#### What is being asked:
State how many lines in the entries below contain "components". Write nothing but the number.

#### Material shown:

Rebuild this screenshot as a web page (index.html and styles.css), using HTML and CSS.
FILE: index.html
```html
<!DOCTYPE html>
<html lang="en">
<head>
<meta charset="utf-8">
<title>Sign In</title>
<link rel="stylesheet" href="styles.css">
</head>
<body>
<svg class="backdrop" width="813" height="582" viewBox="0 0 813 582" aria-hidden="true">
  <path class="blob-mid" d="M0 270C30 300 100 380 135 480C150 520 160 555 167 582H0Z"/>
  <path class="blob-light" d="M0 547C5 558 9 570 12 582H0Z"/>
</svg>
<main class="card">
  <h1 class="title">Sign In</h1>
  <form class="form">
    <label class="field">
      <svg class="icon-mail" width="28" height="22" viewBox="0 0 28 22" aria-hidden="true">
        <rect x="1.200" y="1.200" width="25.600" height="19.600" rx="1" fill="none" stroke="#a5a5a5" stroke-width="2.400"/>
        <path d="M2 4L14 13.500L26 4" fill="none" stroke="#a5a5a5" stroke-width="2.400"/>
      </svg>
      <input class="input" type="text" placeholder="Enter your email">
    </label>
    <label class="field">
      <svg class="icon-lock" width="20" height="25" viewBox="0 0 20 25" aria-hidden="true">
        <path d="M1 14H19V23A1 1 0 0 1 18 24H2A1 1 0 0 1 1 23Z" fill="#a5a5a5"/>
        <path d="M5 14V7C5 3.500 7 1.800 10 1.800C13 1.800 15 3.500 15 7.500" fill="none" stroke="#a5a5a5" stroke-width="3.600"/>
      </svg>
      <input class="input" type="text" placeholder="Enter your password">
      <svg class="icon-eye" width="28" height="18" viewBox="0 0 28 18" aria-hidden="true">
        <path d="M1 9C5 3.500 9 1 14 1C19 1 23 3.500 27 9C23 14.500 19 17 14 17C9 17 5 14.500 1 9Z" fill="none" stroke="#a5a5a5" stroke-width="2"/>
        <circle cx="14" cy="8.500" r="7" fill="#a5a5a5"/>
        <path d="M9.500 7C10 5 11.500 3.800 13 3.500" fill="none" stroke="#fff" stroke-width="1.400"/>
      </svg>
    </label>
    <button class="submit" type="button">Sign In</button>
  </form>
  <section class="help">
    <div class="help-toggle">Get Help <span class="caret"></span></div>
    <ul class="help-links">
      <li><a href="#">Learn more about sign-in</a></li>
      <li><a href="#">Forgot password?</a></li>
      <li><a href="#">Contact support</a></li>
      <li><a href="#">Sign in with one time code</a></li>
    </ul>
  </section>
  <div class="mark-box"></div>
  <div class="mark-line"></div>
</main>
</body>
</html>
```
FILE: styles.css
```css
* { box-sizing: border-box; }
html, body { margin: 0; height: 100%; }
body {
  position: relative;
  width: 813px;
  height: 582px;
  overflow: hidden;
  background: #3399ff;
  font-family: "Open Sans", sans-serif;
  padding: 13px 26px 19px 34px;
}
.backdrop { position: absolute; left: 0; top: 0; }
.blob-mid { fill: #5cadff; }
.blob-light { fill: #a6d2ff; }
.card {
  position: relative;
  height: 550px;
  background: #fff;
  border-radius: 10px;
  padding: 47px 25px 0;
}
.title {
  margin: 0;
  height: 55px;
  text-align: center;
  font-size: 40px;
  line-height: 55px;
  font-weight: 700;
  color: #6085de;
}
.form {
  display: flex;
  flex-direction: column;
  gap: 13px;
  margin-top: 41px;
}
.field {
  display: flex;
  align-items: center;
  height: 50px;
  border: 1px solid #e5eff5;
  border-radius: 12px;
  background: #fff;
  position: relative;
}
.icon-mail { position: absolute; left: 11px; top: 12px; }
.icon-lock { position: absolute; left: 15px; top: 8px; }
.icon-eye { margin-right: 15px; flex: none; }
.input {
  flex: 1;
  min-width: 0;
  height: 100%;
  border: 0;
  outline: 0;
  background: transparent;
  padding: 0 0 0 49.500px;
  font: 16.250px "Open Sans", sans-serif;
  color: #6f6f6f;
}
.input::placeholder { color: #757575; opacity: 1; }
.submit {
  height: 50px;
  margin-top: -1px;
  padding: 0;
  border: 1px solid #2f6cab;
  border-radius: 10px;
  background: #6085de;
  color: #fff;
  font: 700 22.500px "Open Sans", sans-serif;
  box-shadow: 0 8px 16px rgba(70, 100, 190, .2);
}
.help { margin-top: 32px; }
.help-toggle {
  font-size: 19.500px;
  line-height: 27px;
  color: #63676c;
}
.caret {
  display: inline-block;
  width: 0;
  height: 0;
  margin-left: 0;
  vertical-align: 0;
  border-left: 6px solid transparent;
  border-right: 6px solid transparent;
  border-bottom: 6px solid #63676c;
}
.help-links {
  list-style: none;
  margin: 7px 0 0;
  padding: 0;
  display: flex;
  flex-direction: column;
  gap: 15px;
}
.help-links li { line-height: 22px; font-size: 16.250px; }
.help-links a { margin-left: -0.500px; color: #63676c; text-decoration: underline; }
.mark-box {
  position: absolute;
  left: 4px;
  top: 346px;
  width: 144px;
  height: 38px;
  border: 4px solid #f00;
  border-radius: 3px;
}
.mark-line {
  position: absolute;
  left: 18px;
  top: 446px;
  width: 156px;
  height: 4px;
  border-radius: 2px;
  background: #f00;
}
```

==

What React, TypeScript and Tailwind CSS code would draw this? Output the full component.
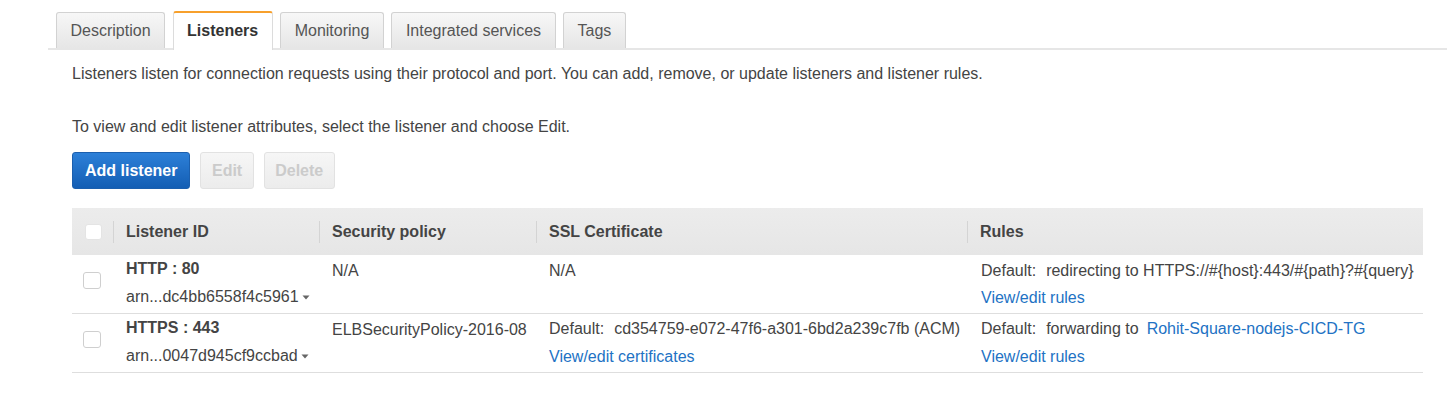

* * *

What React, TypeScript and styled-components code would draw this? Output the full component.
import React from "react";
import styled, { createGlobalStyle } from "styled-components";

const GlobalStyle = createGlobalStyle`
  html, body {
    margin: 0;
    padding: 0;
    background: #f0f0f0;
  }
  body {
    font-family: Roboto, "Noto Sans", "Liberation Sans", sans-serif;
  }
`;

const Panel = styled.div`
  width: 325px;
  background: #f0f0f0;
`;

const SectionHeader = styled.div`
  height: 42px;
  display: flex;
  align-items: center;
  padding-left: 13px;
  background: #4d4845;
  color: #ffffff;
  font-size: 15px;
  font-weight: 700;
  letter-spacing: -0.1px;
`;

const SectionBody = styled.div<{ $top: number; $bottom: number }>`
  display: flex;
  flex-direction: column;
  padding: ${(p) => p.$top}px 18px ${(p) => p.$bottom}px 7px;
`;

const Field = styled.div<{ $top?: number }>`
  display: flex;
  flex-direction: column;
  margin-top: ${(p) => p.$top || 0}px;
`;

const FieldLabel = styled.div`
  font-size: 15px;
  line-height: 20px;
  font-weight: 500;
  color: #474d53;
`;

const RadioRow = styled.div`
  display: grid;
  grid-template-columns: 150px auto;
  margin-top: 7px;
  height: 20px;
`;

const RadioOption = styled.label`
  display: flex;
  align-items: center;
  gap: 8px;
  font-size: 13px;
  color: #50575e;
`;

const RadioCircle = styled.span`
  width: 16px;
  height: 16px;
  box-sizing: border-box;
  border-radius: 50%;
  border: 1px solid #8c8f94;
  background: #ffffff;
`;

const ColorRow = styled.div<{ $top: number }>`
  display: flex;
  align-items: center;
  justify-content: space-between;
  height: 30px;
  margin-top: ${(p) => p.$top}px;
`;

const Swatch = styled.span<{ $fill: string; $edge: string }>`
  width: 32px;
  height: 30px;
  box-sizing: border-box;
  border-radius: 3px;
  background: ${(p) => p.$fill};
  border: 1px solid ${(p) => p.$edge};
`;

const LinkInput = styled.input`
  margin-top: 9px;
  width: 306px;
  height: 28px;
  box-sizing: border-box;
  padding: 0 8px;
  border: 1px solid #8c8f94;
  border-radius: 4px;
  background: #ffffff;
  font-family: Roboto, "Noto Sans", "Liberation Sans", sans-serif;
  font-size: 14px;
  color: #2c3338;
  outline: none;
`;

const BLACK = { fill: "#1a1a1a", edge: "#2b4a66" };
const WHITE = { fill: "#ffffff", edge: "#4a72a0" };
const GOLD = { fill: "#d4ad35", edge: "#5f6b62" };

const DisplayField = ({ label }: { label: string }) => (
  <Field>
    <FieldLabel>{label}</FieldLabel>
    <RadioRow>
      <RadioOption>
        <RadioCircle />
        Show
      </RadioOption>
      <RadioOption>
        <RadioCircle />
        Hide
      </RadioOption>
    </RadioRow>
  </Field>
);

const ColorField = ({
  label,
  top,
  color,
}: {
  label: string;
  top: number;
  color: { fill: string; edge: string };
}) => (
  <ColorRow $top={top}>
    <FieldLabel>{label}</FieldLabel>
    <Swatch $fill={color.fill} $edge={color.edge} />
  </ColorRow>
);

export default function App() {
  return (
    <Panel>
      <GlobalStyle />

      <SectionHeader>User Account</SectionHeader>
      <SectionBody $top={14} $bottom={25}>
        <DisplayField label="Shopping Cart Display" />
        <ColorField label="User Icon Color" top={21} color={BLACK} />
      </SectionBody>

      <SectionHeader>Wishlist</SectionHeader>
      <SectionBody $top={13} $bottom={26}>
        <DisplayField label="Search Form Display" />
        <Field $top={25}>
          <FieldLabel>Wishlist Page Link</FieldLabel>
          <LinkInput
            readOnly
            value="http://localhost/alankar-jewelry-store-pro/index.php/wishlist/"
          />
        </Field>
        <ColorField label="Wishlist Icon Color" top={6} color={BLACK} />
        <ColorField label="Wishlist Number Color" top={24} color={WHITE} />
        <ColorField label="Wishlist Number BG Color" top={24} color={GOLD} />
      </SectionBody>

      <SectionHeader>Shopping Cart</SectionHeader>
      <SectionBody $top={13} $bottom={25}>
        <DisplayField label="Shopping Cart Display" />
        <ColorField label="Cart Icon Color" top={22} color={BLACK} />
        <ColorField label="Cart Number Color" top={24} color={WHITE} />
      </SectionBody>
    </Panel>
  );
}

#### Written answer:
2